▸ **Information supplied**
— Start —

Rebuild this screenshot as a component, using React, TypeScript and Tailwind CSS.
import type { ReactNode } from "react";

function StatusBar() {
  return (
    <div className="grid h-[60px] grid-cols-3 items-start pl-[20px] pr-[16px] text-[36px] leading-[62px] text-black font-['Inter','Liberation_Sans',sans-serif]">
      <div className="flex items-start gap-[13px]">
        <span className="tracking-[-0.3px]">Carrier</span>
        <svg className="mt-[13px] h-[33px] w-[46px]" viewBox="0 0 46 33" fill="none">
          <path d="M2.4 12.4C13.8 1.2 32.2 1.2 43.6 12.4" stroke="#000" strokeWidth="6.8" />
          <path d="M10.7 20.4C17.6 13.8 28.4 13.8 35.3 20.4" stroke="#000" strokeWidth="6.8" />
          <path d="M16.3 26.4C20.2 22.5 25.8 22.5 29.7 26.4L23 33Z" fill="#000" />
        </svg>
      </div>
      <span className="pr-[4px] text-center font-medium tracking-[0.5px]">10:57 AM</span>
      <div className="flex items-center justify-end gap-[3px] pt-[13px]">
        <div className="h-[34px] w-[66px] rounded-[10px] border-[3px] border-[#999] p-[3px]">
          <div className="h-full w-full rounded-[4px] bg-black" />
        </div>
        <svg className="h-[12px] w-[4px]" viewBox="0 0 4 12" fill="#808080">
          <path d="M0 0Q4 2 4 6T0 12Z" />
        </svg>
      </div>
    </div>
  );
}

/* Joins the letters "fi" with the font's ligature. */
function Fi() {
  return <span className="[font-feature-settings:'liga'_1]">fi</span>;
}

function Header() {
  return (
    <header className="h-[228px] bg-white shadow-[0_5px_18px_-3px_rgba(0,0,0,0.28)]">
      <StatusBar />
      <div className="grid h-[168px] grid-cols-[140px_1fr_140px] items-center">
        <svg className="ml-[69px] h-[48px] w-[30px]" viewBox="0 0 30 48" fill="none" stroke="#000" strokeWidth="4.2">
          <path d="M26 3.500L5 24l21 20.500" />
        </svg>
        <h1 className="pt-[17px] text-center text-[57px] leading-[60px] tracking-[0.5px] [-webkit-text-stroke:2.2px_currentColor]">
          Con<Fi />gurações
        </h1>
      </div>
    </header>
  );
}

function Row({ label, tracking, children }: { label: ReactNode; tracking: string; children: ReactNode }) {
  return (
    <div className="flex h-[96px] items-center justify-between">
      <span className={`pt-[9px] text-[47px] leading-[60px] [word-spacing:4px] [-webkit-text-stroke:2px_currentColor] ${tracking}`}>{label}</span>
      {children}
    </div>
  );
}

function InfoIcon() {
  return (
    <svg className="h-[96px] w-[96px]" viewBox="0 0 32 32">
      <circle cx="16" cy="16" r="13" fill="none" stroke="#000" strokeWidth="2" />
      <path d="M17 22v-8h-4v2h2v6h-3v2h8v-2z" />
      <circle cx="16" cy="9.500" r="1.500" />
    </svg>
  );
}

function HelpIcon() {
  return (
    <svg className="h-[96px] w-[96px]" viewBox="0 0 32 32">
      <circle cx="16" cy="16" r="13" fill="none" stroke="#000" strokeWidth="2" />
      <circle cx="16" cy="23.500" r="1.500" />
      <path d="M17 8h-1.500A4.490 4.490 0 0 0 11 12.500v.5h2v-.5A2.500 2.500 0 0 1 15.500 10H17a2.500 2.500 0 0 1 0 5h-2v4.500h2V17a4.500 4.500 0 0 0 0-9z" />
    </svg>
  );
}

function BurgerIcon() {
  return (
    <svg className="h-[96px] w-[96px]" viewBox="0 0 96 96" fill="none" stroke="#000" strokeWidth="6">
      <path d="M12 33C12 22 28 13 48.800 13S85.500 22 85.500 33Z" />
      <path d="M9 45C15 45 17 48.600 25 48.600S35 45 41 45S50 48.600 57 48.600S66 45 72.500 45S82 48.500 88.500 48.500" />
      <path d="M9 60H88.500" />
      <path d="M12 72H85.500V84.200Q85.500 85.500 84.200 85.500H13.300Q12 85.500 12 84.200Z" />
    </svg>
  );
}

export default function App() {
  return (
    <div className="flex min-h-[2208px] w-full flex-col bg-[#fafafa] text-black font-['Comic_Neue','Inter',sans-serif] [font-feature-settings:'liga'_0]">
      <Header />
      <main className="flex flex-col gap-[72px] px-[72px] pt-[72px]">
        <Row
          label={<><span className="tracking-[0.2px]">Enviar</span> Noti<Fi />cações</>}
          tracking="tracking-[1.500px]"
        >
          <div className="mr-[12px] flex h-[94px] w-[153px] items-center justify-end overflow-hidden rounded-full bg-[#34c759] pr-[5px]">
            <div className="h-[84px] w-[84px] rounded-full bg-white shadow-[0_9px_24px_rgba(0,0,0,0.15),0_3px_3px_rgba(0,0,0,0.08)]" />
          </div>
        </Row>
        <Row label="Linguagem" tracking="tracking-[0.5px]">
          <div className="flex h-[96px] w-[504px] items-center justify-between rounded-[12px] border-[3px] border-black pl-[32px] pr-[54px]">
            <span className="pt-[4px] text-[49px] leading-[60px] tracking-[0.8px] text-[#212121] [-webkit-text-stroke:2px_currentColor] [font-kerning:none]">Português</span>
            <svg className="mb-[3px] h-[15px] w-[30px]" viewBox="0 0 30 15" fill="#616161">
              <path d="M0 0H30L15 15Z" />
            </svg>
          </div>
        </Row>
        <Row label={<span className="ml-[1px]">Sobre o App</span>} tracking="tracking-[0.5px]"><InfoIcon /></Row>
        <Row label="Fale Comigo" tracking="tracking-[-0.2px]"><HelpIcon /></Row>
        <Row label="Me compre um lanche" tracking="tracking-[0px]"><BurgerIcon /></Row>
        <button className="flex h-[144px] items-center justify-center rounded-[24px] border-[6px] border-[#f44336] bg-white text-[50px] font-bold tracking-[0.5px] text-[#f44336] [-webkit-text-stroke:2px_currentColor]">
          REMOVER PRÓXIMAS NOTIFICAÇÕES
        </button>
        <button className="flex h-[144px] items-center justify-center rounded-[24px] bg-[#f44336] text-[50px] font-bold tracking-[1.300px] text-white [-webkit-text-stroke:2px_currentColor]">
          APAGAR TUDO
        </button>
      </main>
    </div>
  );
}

— End —

Reproduce the full listing above, character for character.

Rebuild this screenshot as a component, using React, TypeScript and Tailwind CSS.
import type { ReactNode } from "react";

function StatusBar() {
  return (
    <div className="grid h-[60px] grid-cols-3 items-start pl-[20px] pr-[16px] text-[36px] leading-[62px] text-black font-['Inter','Liberation_Sans',sans-serif]">
      <div className="flex items-start gap-[13px]">
        <span className="tracking-[-0.3px]">Carrier</span>
        <svg className="mt-[13px] h-[33px] w-[46px]" viewBox="0 0 46 33" fill="none">
          <path d="M2.4 12.4C13.8 1.2 32.2 1.2 43.6 12.4" stroke="#000" strokeWidth="6.8" />
          <path d="M10.7 20.4C17.6 13.8 28.4 13.8 35.3 20.4" stroke="#000" strokeWidth="6.8" />
          <path d="M16.3 26.4C20.2 22.5 25.8 22.5 29.7 26.4L23 33Z" fill="#000" />
        </svg>
      </div>
      <span className="pr-[4px] text-center font-medium tracking-[0.5px]">10:57 AM</span>
      <div className="flex items-center justify-end gap-[3px] pt-[13px]">
        <div className="h-[34px] w-[66px] rounded-[10px] border-[3px] border-[#999] p-[3px]">
          <div className="h-full w-full rounded-[4px] bg-black" />
        </div>
        <svg className="h-[12px] w-[4px]" viewBox="0 0 4 12" fill="#808080">
          <path d="M0 0Q4 2 4 6T0 12Z" />
        </svg>
      </div>
    </div>
  );
}

/* Joins the letters "fi" with the font's ligature. */
function Fi() {
  return <span className="[font-feature-settings:'liga'_1]">fi</span>;
}

function Header() {
  return (
    <header className="h-[228px] bg-white shadow-[0_5px_18px_-3px_rgba(0,0,0,0.28)]">
      <StatusBar />
      <div className="grid h-[168px] grid-cols-[140px_1fr_140px] items-center">
        <svg className="ml-[69px] h-[48px] w-[30px]" viewBox="0 0 30 48" fill="none" stroke="#000" strokeWidth="4.2">
          <path d="M26 3.500L5 24l21 20.500" />
        </svg>
        <h1 className="pt-[17px] text-center text-[57px] leading-[60px] tracking-[0.5px] [-webkit-text-stroke:2.2px_currentColor]">
          Con<Fi />gurações
        </h1>
      </div>
    </header>
  );
}

function Row({ label, tracking, children }: { label: ReactNode; tracking: string; children: ReactNode }) {
  return (
    <div className="flex h-[96px] items-center justify-between">
      <span className={`pt-[9px] text-[47px] leading-[60px] [word-spacing:4px] [-webkit-text-stroke:2px_currentColor] ${tracking}`}>{label}</span>
      {children}
    </div>
  );
}

function InfoIcon() {
  return (
    <svg className="h-[96px] w-[96px]" viewBox="0 0 32 32">
      <circle cx="16" cy="16" r="13" fill="none" stroke="#000" strokeWidth="2" />
      <path d="M17 22v-8h-4v2h2v6h-3v2h8v-2z" />
      <circle cx="16" cy="9.500" r="1.500" />
    </svg>
  );
}

function HelpIcon() {
  return (
    <svg className="h-[96px] w-[96px]" viewBox="0 0 32 32">
      <circle cx="16" cy="16" r="13" fill="none" stroke="#000" strokeWidth="2" />
      <circle cx="16" cy="23.500" r="1.500" />
      <path d="M17 8h-1.500A4.490 4.490 0 0 0 11 12.500v.5h2v-.5A2.500 2.500 0 0 1 15.500 10H17a2.500 2.500 0 0 1 0 5h-2v4.500h2V17a4.500 4.500 0 0 0 0-9z" />
    </svg>
  );
}

function BurgerIcon() {
  return (
    <svg className="h-[96px] w-[96px]" viewBox="0 0 96 96" fill="none" stroke="#000" strokeWidth="6">
      <path d="M12 33C12 22 28 13 48.800 13S85.500 22 85.500 33Z" />
      <path d="M9 45C15 45 17 48.600 25 48.600S35 45 41 45S50 48.600 57 48.600S66 45 72.500 45S82 48.500 88.500 48.500" />
      <path d="M9 60H88.500" />
      <path d="M12 72H85.500V84.200Q85.500 85.500 84.200 85.500H13.300Q12 85.500 12 84.200Z" />
    </svg>
  );
}

export default function App() {
  return (
    <div className="flex min-h-[2208px] w-full flex-col bg-[#fafafa] text-black font-['Comic_Neue','Inter',sans-serif] [font-feature-settings:'liga'_0]">
      <Header />
      <main className="flex flex-col gap-[72px] px-[72px] pt-[72px]">
        <Row
          label={<><span className="tracking-[0.2px]">Enviar</span> Noti<Fi />cações</>}
          tracking="tracking-[1.500px]"
        >
          <div className="mr-[12px] flex h-[94px] w-[153px] items-center justify-end overflow-hidden rounded-full bg-[#34c759] pr-[5px]">
            <div className="h-[84px] w-[84px] rounded-full bg-white shadow-[0_9px_24px_rgba(0,0,0,0.15),0_3px_3px_rgba(0,0,0,0.08)]" />
          </div>
        </Row>
        <Row label="Linguagem" tracking="tracking-[0.5px]">
          <div className="flex h-[96px] w-[504px] items-center justify-between rounded-[12px] border-[3px] border-black pl-[32px] pr-[54px]">
            <span className="pt-[4px] text-[49px] leading-[60px] tracking-[0.8px] text-[#212121] [-webkit-text-stroke:2px_currentColor] [font-kerning:none]">Português</span>
            <svg className="mb-[3px] h-[15px] w-[30px]" viewBox="0 0 30 15" fill="#616161">
              <path d="M0 0H30L15 15Z" />
            </svg>
          </div>
        </Row>
        <Row label={<span className="ml-[1px]">Sobre o App</span>} tracking="tracking-[0.5px]"><InfoIcon /></Row>
        <Row label="Fale Comigo" tracking="tracking-[-0.2px]"><HelpIcon /></Row>
        <Row label="Me compre um lanche" tracking="tracking-[0px]"><BurgerIcon /></Row>
        <button className="flex h-[144px] items-center justify-center rounded-[24px] border-[6px] border-[#f44336] bg-white text-[50px] font-bold tracking-[0.5px] text-[#f44336] [-webkit-text-stroke:2px_currentColor]">
          REMOVER PRÓXIMAS NOTIFICAÇÕES
        </button>
        <button className="flex h-[144px] items-center justify-center rounded-[24px] bg-[#f44336] text-[50px] font-bold tracking-[1.300px] text-white [-webkit-text-stroke:2px_currentColor]">
          APAGAR TUDO
        </button>
      </main>
    </div>
  );
}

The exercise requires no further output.